The Government’s draft bill includes two measures that relate to on-line betting specifically. The first one establishes a mechanism of cash flow suspension for those organizing prohibited on-line gaming. Under “prohibited on-line gaming” is caught every type of betting or lottery web site, except those controlled by FDJ or PMU. The other provision concerns Internet providers. They would be under an obligation to provide information to their Internet users, providing a list of named prohibited gaming web sites. In addition, the providers may also be obliged to warn users that they risk sanctions should they decide to log onto those sites.
But some observers have already voiced concern that this bill is not compliant with European Law, especially with the provisions on free movement of services. Yet, the Government seems resolute on frightening the on-line betting world.
Faced with this legal situation, how have the providers of betting gaming services reacted? Bow down, like many companies , or stand up and defend themselves, risking legal setbacks on their way to possibly obtaining an EU ruling sanctioning France (by the Commission or the ECJ) or perhaps a change in the legislation?

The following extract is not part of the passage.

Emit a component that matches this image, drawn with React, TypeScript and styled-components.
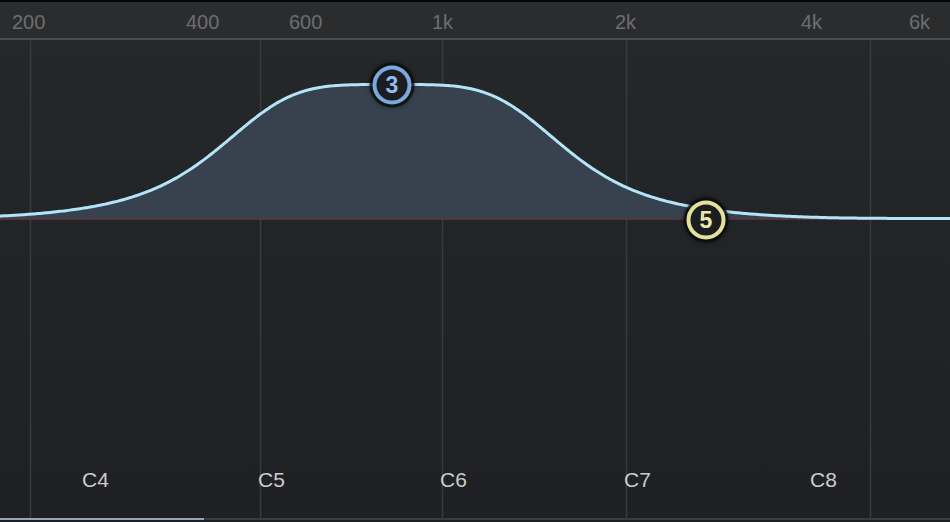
import styled, { createGlobalStyle } from 'styled-components';

const GlobalStyle = createGlobalStyle`
  html, body {
    margin: 0;
    padding: 0;
    background: #000;
  }
  body {
    font-family: 'Liberation Sans', Arial, sans-serif;
  }
`;

const freqLabels = [
  { text: '200', left: 12 },
  { text: '400', left: 186 },
  { text: '600', left: 289 },
  { text: '1k', left: 432 },
  { text: '2k', left: 615 },
  { text: '4k', left: 801 },
  { text: '6k', left: 909 },
];

const noteLabels = [
  { text: 'C4', left: 82 },
  { text: 'C5', left: 258 },
  { text: 'C6', left: 440 },
  { text: 'C7', left: 624 },
  { text: 'C8', left: 810 },
];

const gridLines = [30, 260, 442, 626, 870];

const PLOT_TOP = 40;
const BASELINE = 219;

// bell band 3: flat-topped response, centre x 392, gain 134px
const CURVE_FLOOR = 218.5;
const GAIN = 134;
const CENTER = 392;
const WIDTH = 178;

const response = (x: number) => {
  const d = Math.abs(x - CENTER);
  const bell = 1 / (1 + Math.pow(d / WIDTH, 4.2));
  const tail = Math.exp(-Math.pow(d / 420, 6));
  return CURVE_FLOOR - GAIN * bell * tail;
};

const buildCurve = () => {
  const pts: string[] = [];
  for (let x = -10; x <= 960; x += 2) {
    pts.push(`${x} ${response(x).toFixed(2)}`);
  }
  return `M ${pts.join(' L ')}`;
};

const curvePath = buildCurve();
const fillPath = `${curvePath} L 960 ${BASELINE} L -10 ${BASELINE} Z`;

const bands = [
  { id: 3, x: 392, y: 85, ring: '#7ba9dd', digit: '#93bcec' },
  { id: 5, x: 706, y: 220, ring: '#e4e19a', digit: '#ece8aa' },
];

const App = () => {
  return (
    <>
      <GlobalStyle />
      <Root>
        <TopEdge />
        <Ruler>
          {freqLabels.map((l) => (
            <FreqLabel key={l.text} style={{ left: l.left }}>
              {l.text}
            </FreqLabel>
          ))}
        </Ruler>
        <Divider />
        <Plot>
          <Chart width={950} height={478} viewBox={`0 ${PLOT_TOP} 950 478`}>
            {gridLines.map((x) => (
              <line key={x} x1={x + 0.5} x2={x + 0.5} y1={PLOT_TOP} y2={518} stroke="#393a3d" strokeWidth={1.5} />
            ))}
            <path d={fillPath} fill="#38424e" />
            <line x1={0} x2={950} y1={BASELINE} y2={BASELINE} stroke="#5b3b3e" strokeWidth={1.5} />
            <path d={curvePath} fill="none" stroke="#b2e5f9" strokeWidth={3} strokeLinejoin="round" />
          </Chart>
          {noteLabels.map((n) => (
            <NoteLabel key={n.text} style={{ left: n.left }}>
              {n.text}
            </NoteLabel>
          ))}
          {bands.map((b) => (
            <Handle
              key={b.id}
              $ring={b.ring}
              $digit={b.digit}
              style={{ left: b.x, top: b.y - PLOT_TOP }}
            >
              {b.id}
            </Handle>
          ))}
        </Plot>
        <ScrollTrack>
          <ScrollThumb />
        </ScrollTrack>
        <BottomEdge />
      </Root>
    </>
  );
};

export default App;

const Root = styled.div`
  width: 950px;
  height: 522px;
  display: flex;
  flex-direction: column;
  overflow: hidden;
  background: #222326;
`;

const TopEdge = styled.div`
  height: 2px;
  background: #050505;
`;

const Ruler = styled.div`
  position: relative;
  height: 36px;
  background: #2b2c2e;
`;

const FreqLabel = styled.span`
  position: absolute;
  top: 0;
  line-height: 40px;
  font-size: 20px;
  color: #6c6e71;
  white-space: nowrap;
`;

const Divider = styled.div`
  height: 2px;
  background: #4a4b4e;
`;

const Plot = styled.div`
  position: relative;
  flex: 1;
  background: linear-gradient(180deg, #262729 0%, #222326 55%, #1f2023 100%);
`;

const Chart = styled.svg`
  display: block;
`;

const NoteLabel = styled.span`
  position: absolute;
  top: 428px;
  line-height: 24px;
  font-size: 21px;
  color: #cbcccd;
  white-space: nowrap;
`;

const Handle = styled.div<{ $ring: string; $digit: string }>`
  position: absolute;
  width: 31px;
  height: 31px;
  transform: translate(-50%, -50%);
  border: 4px solid ${(p) => p.$ring};
  border-radius: 50%;
  background: #1b1d21;
  box-shadow: 0 0 0 3px rgba(10, 11, 13, 0.75), 0 0 5px 3px rgba(0, 0, 0, 0.45);
  display: flex;
  align-items: center;
  justify-content: center;
  color: ${(p) => p.$digit};
  font-size: 23px;
  font-weight: 700;
  line-height: 1;
`;

const ScrollTrack = styled.div`
  height: 2px;
  background: #3a3b3e;
`;

const ScrollThumb = styled.div`
  width: 204px;
  height: 100%;
  background: #93a6ba;
`;

const BottomEdge = styled.div`
  height: 2px;
  background: #1d1e21;
`;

The second scenario seems to be have been followed in 2006. The website Zeturf.com hopes to appeal against its decision whilst Bwin has announced that it has issued a complaint against France for “breaching human rights”. Similarly, the European Commission has announced that it has already received around fifty complaints, and the Internal Market Directorate-General, through its commissioner Mr McCrevy, has indicated that it hopes to “increase the number of countries caught by its current investigation” and stated specifically that the compliance of France’s monopolistic provisions with EU competition rules would be examined.